While most trails in the park are in good shape, there are some trails that need help. Those trails are the ones that don't see as much traffic, and are far from the road. I'm hoping that a recent increase in fees will change that in the future. These trails are still easily passable, but care needs to be taken to ensure you don't step on a loose rock. The worst trails I've seen are in the Triple Creek area (the headwaters of the Merced River) and along the High Trail above Triple Creek. One of my favorite areas, and one of the least visited. If there's enought water in September to visit this area its possible you won't see anyone. In October you could probably hike a week in some areas and not see a sole, but water will be even harder to find.
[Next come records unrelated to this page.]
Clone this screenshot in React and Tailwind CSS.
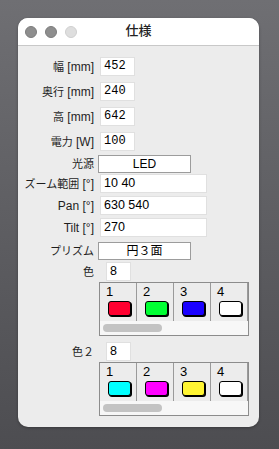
import React from "react"

const font = { fontFamily: '"Liberation Sans", "Noto Sans CJK JP", sans-serif' }

function Row({ jp, en, children, className = "" }) {
    return (
        <div className={"flex items-center " + className}>
            <div className="w-[76px] shrink-0 text-right text-[12px] text-[#1e1e1e] whitespace-nowrap">
                {jp && <span className="text-[11px]">{jp}</span>}
                {jp && en ? " " : ""}
                {en}
            </div>
            {children}
        </div>
    )
}

function MonoInput({ value }) {
    return (
        <div className="ml-[6px] w-[35px] h-[19px] bg-white border border-[#e0e0e0] pl-[3px] text-[12px] leading-[17px] text-black" style={{ fontFamily: '"Liberation Mono", monospace' }}>
            {value}
        </div>
    )
}

function TextInput({ value }) {
    return (
        <div className="ml-[6px] w-[107px] h-[19px] bg-white border border-[#e0e0e0] pl-[3px] text-[12.5px] leading-[17px] text-black">
            {value}
        </div>
    )
}

function Combo({ value }) {
    return (
        <div className="ml-[4px] w-[93px] h-[18px] bg-white border border-[#9c9c9c] text-center text-[12px] leading-[16px] text-black">
            {value}
        </div>
    )
}

function Palette({ colors }) {
    return (
        <div className="ml-[81px] w-[150px] border border-[#8c8c8c] bg-[#ececec]">
            <div className="flex h-[38px]">
                {colors.map((c, i) => (
                    <div key={i} className="w-[37px] h-full border-r border-[#9a9a9a] pl-[6px] pt-[1px] flex flex-col">
                        <div className="text-[13px] leading-[16px] text-black">{i + 1}</div>
                        <div className="mt-[1px] ml-[2px] w-[23px] h-[15px] rounded-[3px] border border-black shadow-[1px_1px_0_#000]" style={{ backgroundColor: c }} />
                    </div>
                ))}
            </div>
            <div className="h-[14px] bg-[#f7f7f7] flex items-center pl-[3px]">
                <div className="w-[59px] h-[8px] rounded-full bg-[#c3c3c3]" />
            </div>
        </div>
    )
}

export default function App() {
    return (
        <div className="w-[279px] h-[449px] bg-gradient-to-b from-[#6f6f73] to-[#4d4d51] pt-[18px] pl-[18px]" style={font}>
            <div className="w-[241px] h-[409px] rounded-[10px] overflow-hidden bg-[#ececec] shadow-[0_1px_3px_rgba(0,0,0,0.3)]">
                <div className="relative h-[28px] bg-white border-b border-[#c8c8c8] flex items-center justify-center">
                    <div className="absolute left-[7px] top-[8px] flex gap-[8px]">
                        <div className="w-[12px] h-[12px] rounded-full bg-[#8e8e8e] border border-[#7c7c7c]" />
                        <div className="w-[12px] h-[12px] rounded-full bg-[#8e8e8e] border border-[#7c7c7c]" />
                        <div className="w-[12px] h-[12px] rounded-full bg-[#dedede] border border-[#cfcfcf]" />
                    </div>
                    <div className="text-[13px] font-medium text-[#222] mt-[-1px]">仕様</div>
                </div>

                <div className="pt-[11px]">
                    <Row jp="幅" en="[mm]"><MonoInput value="452" /></Row>
                    <Row jp="奥行" en="[mm]" className="mt-[6px]"><MonoInput value="240" /></Row>
                    <Row jp="高" en="[mm]" className="mt-[6px]"><MonoInput value="642" /></Row>
                    <Row jp="電力" en="[W]" className="mt-[6px]"><MonoInput value="100" /></Row>
                    <Row jp="光源" className="mt-[4px]"><Combo value="LED" /></Row>
                    <Row jp="ズーム範囲" en="[°]" className="mt-[1px]"><TextInput value="10 40" /></Row>
                    <Row en="Pan [°]" className="mt-[3px]"><TextInput value="630 540" /></Row>
                    <Row en="Tilt [°]" className="mt-[3px]"><TextInput value="270" /></Row>
                    <Row jp="プリズム" className="mt-[5px]"><Combo value="円３面" /></Row>

                    <Row jp="色" className="mt-[2px]">
                        <div className="ml-[12px] w-[25px] h-[19px] bg-white border border-[#e0e0e0] pl-[3px] text-[12.5px] leading-[17px] text-black">8</div>
                    </Row>
                    <div className="mt-[1px]">
                        <Palette colors={["#ff0030", "#00ff33", "#1a00ff", "#ffffff"]} />
                    </div>

                    <Row jp="色２" className="mt-[6px]">
                        <div className="ml-[12px] w-[25px] h-[19px] bg-white border border-[#e0e0e0] pl-[3px] text-[12.5px] leading-[17px] text-black">8</div>
                    </Row>
                    <div className="mt-[1px]">
                        <Palette colors={["#00ffff", "#ff00ff", "#fff533", "#ffffff"]} />
                    </div>
                </div>
            </div>
        </div>
    )
}
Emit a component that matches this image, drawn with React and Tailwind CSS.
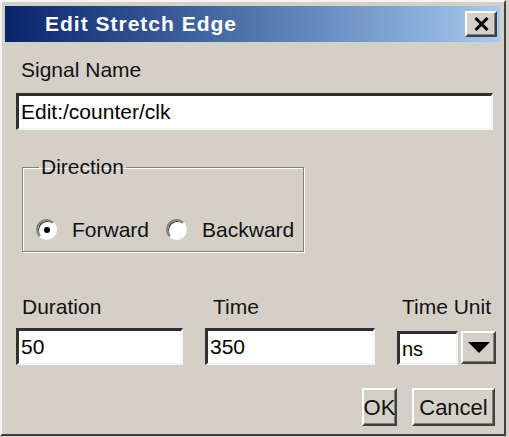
import React from "react";

const font = { fontFamily: '"Liberation Sans", Arial, sans-serif' };

function Sunken({ className = "", children }) {
  return (
    <div
      className={
        "bg-white border-t-[3px] border-l-[3px] border-t-[#303030] border-l-[#303030] border-r-[2px] border-b-[2px] border-r-[#f4f4f4] border-b-[#f4f4f4] flex items-center pl-[2px] text-black " +
        className
      }
    >
      {children}
    </div>
  );
}

function Raised({ className = "", children }) {
  return (
    <div
      className={
        "bg-[#d4d0c8] border-t-2 border-l-2 border-t-[#ffffff] border-l-[#ffffff] border-r-2 border-b-2 border-r-[#404040] border-b-[#404040] shadow-[inset_-1px_-1px_0_#808080] flex items-center justify-center " +
        className
      }
    >
      {children}
    </div>
  );
}

function Radio({ checked }) {
  return (
    <div className="w-[21px] h-[21px] shrink-0 rounded-full bg-white border-2 border-t-[#808080] border-l-[#808080] border-r-[#ffffff] border-b-[#ffffff] flex items-center justify-center shadow-[inset_1px_1px_0_#404040]">
      {checked && <div className="w-[6px] h-[6px] rounded-full bg-black" />}
    </div>
  );
}

export default function App() {
  return (
    <div className="w-[509px] h-[437px] bg-[#d4d0c8] text-[#111] text-[21px]" style={font}>
      <div className="w-[506px] h-[436px] flex flex-col border-t-2 border-l-2 border-t-[#f4f4f4] border-l-[#f4f4f4] border-r-2 border-b-2 border-r-[#404040] border-b-[#404040] pt-[4px] pl-[3px] pr-[4px]">
        {/* Title bar */}
        <div className="h-[36px] flex items-center bg-gradient-to-r from-[#0a246a] to-[#a6caf0] pl-[40px] pr-[3px]">
          <span className="text-white font-bold text-[21px] tracking-[1px] flex-1">Edit Stretch Edge</span>
          <Raised className="w-[32px] h-[26px]">
            <svg width="15" height="14" viewBox="0 0 15 14">
              <path d="M1.5 1 L13.5 13 M13.5 1 L1.5 13" stroke="#000" strokeWidth="3" />
            </svg>
          </Raised>
        </div>

        {/* Body */}
        <div className="flex flex-col pl-[11px] pr-[4px]">
          <div className="mt-[16px] h-[24px] leading-[24px] pl-[5px]">Signal Name</div>
          <Sunken className="mt-[11px] h-[37px] w-[477px]">Edit:/counter/clk</Sunken>

          <fieldset className="mt-[25px] ml-[6px] w-[282px] min-w-0 h-[97px] border border-[#808080] shadow-[1px_1px_0_#ffffff,inset_1px_1px_0_#ffffff] pl-[13px] pr-[2px]">
            <legend className="px-[2px] ml-[3px] h-[24px] leading-[24px]">Direction</legend>
            <div className="flex items-center mt-[35px]">
              <Radio checked />
              <span className="ml-[15px]">Forward</span>
              <div className="ml-[17px]">
                <Radio />
              </div>
              <span className="ml-[15px]">Backward</span>
            </div>
          </fieldset>

          <div className="mt-[43px] flex h-[24px] leading-[24px]">
            <span className="ml-[6px] w-[191px]">Duration</span>
            <span>Time</span>
            <span className="ml-auto mr-[5px]">Time Unit</span>
          </div>
          <div className="mt-[9px] flex items-start">
            <Sunken className="h-[37px] w-[167px]">50</Sunken>
            <Sunken className="ml-[22px] h-[37px] w-[170px]">350</Sunken>
            <Sunken className="ml-[22px] mt-[3px] h-[34px] w-[61px] text-[20px]">ns</Sunken>
            <Raised className="ml-[3px] mt-[3px] w-[35px] h-[33px]">
              <svg width="22" height="11" viewBox="0 0 22 11">
                <path d="M0 0 H22 L11 11 Z" fill="#000" />
              </svg>
            </Raised>
          </div>
          <div className="mt-[23px] flex justify-end pr-[1px]">
            <Raised className="w-[35px] h-[38px] text-[22px]">OK</Raised>
            <Raised className="ml-[15px] w-[83px] h-[38px] text-[22px]">Cancel</Raised>
          </div>
        </div>
      </div>
    </div>
  );
}
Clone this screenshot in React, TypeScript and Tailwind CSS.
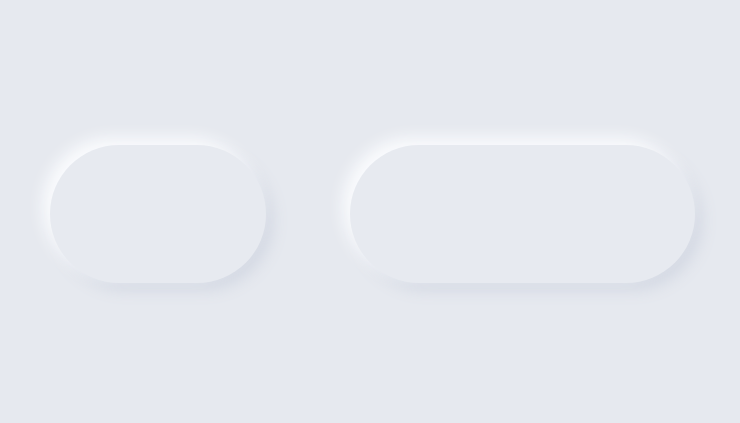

PERMITS: To hike in Yosemite you'll need a permit. 60% of the permits can be reserved in advance, with the remaining permits available on a first come first serve basis starting the day prior. If you're taking the bus to Tuolumne Meadows and have reserved a permit, call the day prior to let them know you'll be there. The bus won't arrive till about 10:30, and they'll start giving those no show permits out at 10:00. This applies to other permit stations also. There is a quota for trailheads. If you try to get a permit for a busy trailhead you may not get it. The Happy Isles and Tuolumne Meadows permits are some of the hardest to get. You get a permit for Happy Isles that allows you to pass through to Sunrise or Merced Lake. Don't expect to be able to stay at Little Yosemite Valley anway, as there are rangers at Little Yosemite Valley. You can expect them to come around checking permits. Personally I don't like staying at Little Yosemite Valley anyway. If you're hiking from one of the surounding wilderness areas into Yosemite, the rangers from those areas will call Yosemite. You don't need to worry about getting a seperate permit. Yosemite has an excellent webpage where you see the quotas remaining etc.

WHERE TO STAY PRIOR TO OR AFTER THE HIKE. Yosemite has several campgrounds reserved for backpackers. You may stay one night at these campgrounds, and to do so you'll need a hiking permit. Cost is only 5$ per person so why pay for a hotel. Camp 4 is another campground that is cheap but it fills quickly. Many of the climbers stay here, as well as a lot of foreigners which is why I like it. Its a great place to meet people from all over the world. 6 people are assigned to a site, and if there are sites with less than 6 you will be mixed in with them. Weekends can get noisy, but the ranger will probably come around to quiet things down. Camp 4 is on the National Register of Historic Places because of its signicance to rock climbing. Bear Boxes are provided. There is also a backpackers campground at Tuolumne Meadows as well as White Wolf and Hetch Hetchy. You'll need a hiking permit to stay at any of these places.

BEARS - New for 2008. You can no longer hang food in Yosemite. You must use either a bear canister, or use bear boxes when available. These canisters can be rented in the park for 5 dollars per hike. A 75 dollar deposit is required, which amounted to writing your credit card info on the paperwork for the canister when I did it. You can bring your own canister if you have one, but it must be an approved container. To find out which canisters are approved check the sierrawildbear.gov website. This is an single source website that controls information for the parks in California to make it easy for hikers.


WHEN TO GO ? There is no good answer to this question. It depends on a number of factors but the number one concern is snow. Normally you can go hiking by the end of July into September, but too much or too little snow changes that. If there is a heavy snow pack with a cool spring and late summer the snow won't melt. There could be a heavy snow pack but a hot spring and all that snow will melt early. You may think thats a good thing, but only if you're able to change your plans and go hiking earlier than expected. If you wait too long the creeks dry up and you'll have trouble finding water if you're expecting to get your water from these small creeks. Go too early and you'll be hiking in snow and muddy trails, and plenty of mosquitos. At least you'll find plenty of water but you may not enjoy your hike. If you can be flexible you'll need to keep an eye on the weather to see what the temperatures are doing. You'll also want to watch the California Snow Page to see how much snow there is in the mountains. Remember, what you're looking at on these pages is inches of water in the snow, not the snow pack. The actual snow pack could be 3 times what you're seeing. On the site you'll scroll down to the bottom and click on a river basin you're interested in. If you're looking for Yosemite you'll be wanting to look at the Tuolumne and Merced Rivers. Maybe wait at least a month after the levels reach zero. If in doubt, call the rangers at Yosemite.

Live view of Yosemite Valley, follow their link back to the Yosemite Associations home page for more info, including Farely, my favorite cartoon located in the Newsroom.


If you're looking for books on Yosemite my favorite authors are Jeffrey P. Schaffer, Lew & Ginny Clark and Thomas Winnett. For maps I prefer the Harrison maps. I've found some error on the Trails Illustrated map in the area north of Yosemite (the trail had been moved away from the river for several miles), and even after notifying them 10 years ago, it still hasn't been corrected. I try to avoid Falcon books. Unless you have a seperate map of the area covered by the book you'll have a difficult time putting a hike togeather. Thats ok if you're happy doing only the hike as outlined in their books. I've also seen hikes listed in their books that are on trails closed in summer in they're Minnesota books. Something they don't point out.